* BEGIN *

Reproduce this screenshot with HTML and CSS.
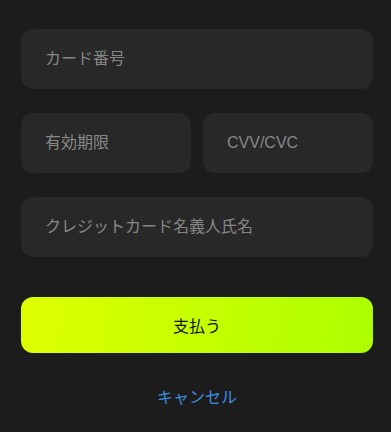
FILE: index.html
```html
<!DOCTYPE html>
<html lang="ja">
<head>
<meta charset="utf-8">
<link rel="stylesheet" href="styles.css">
</head>
<body>
<form class="pay">
  <div class="field"><span class="ph">カード番号</span></div>
  <div class="row">
    <div class="field"><span class="ph">有効期限</span></div>
    <div class="field"><span class="ph">CVV/CVC</span></div>
  </div>
  <div class="field"><span class="ph">クレジットカード名義人氏名</span></div>
  <button type="button" class="btn">支払う</button>
  <div class="cancel">キャンセル</div>
</form>
</body>
</html>
```
FILE: styles.css
```css
html, body {
  margin: 0;
  padding: 0;
  background: #1c1c1c;
}
body {
  font-family: "Liberation Sans", "Noto Sans CJK JP", sans-serif;
}
.pay {
  display: flex;
  flex-direction: column;
  gap: 24px;
  padding: 29px 18px 0 21px;
}
.row {
  display: grid;
  grid-template-columns: 1fr 1fr;
  gap: 12px;
}
.field {
  height: 60px;
  background: #282828;
  border-radius: 12px;
  display: flex;
  align-items: center;
  padding-left: 24px;
}
.ph {
  color: #878787;
  font-size: 16px;
  line-height: 1;
}
.btn {
  margin-top: 16px;
  height: 56px;
  border: none;
  border-radius: 12px;
  background: linear-gradient(100deg, #dfff00 0%, #c6ff00 50%, #acff00 100%);
  color: #111;
  font-family: "Liberation Sans", "Noto Sans CJK JP", sans-serif;
  font-size: 16px;
  font-weight: 400;
}
.cancel {
  margin-top: 9px;
  text-align: center;
  color: #3d8ee0;
  font-size: 16px;
  line-height: 24px;
}
```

* END *

Leave out the pictures and copy the rest of the material above exactly.

▶ [Response]:
Reproduce this screenshot with HTML and CSS.
FILE: index.html
```html
<!DOCTYPE html>
<html lang="ja">
<head>
<meta charset="utf-8">
<link rel="stylesheet" href="styles.css">
</head>
<body>
<form class="pay">
  <div class="field"><span class="ph">カード番号</span></div>
  <div class="row">
    <div class="field"><span class="ph">有効期限</span></div>
    <div class="field"><span class="ph">CVV/CVC</span></div>
  </div>
  <div class="field"><span class="ph">クレジットカード名義人氏名</span></div>
  <button type="button" class="btn">支払う</button>
  <div class="cancel">キャンセル</div>
</form>
</body>
</html>
```
FILE: styles.css
```css
html, body {
  margin: 0;
  padding: 0;
  background: #1c1c1c;
}
body {
  font-family: "Liberation Sans", "Noto Sans CJK JP", sans-serif;
}
.pay {
  display: flex;
  flex-direction: column;
  gap: 24px;
  padding: 29px 18px 0 21px;
}
.row {
  display: grid;
  grid-template-columns: 1fr 1fr;
  gap: 12px;
}
.field {
  height: 60px;
  background: #282828;
  border-radius: 12px;
  display: flex;
  align-items: center;
  padding-left: 24px;
}
.ph {
  color: #878787;
  font-size: 16px;
  line-height: 1;
}
.btn {
  margin-top: 16px;
  height: 56px;
  border: none;
  border-radius: 12px;
  background: linear-gradient(100deg, #dfff00 0%, #c6ff00 50%, #acff00 100%);
  color: #111;
  font-family: "Liberation Sans", "Noto Sans CJK JP", sans-serif;
  font-size: 16px;
  font-weight: 400;
}
.cancel {
  margin-top: 9px;
  text-align: center;
  color: #3d8ee0;
  font-size: 16px;
  line-height: 24px;
}
```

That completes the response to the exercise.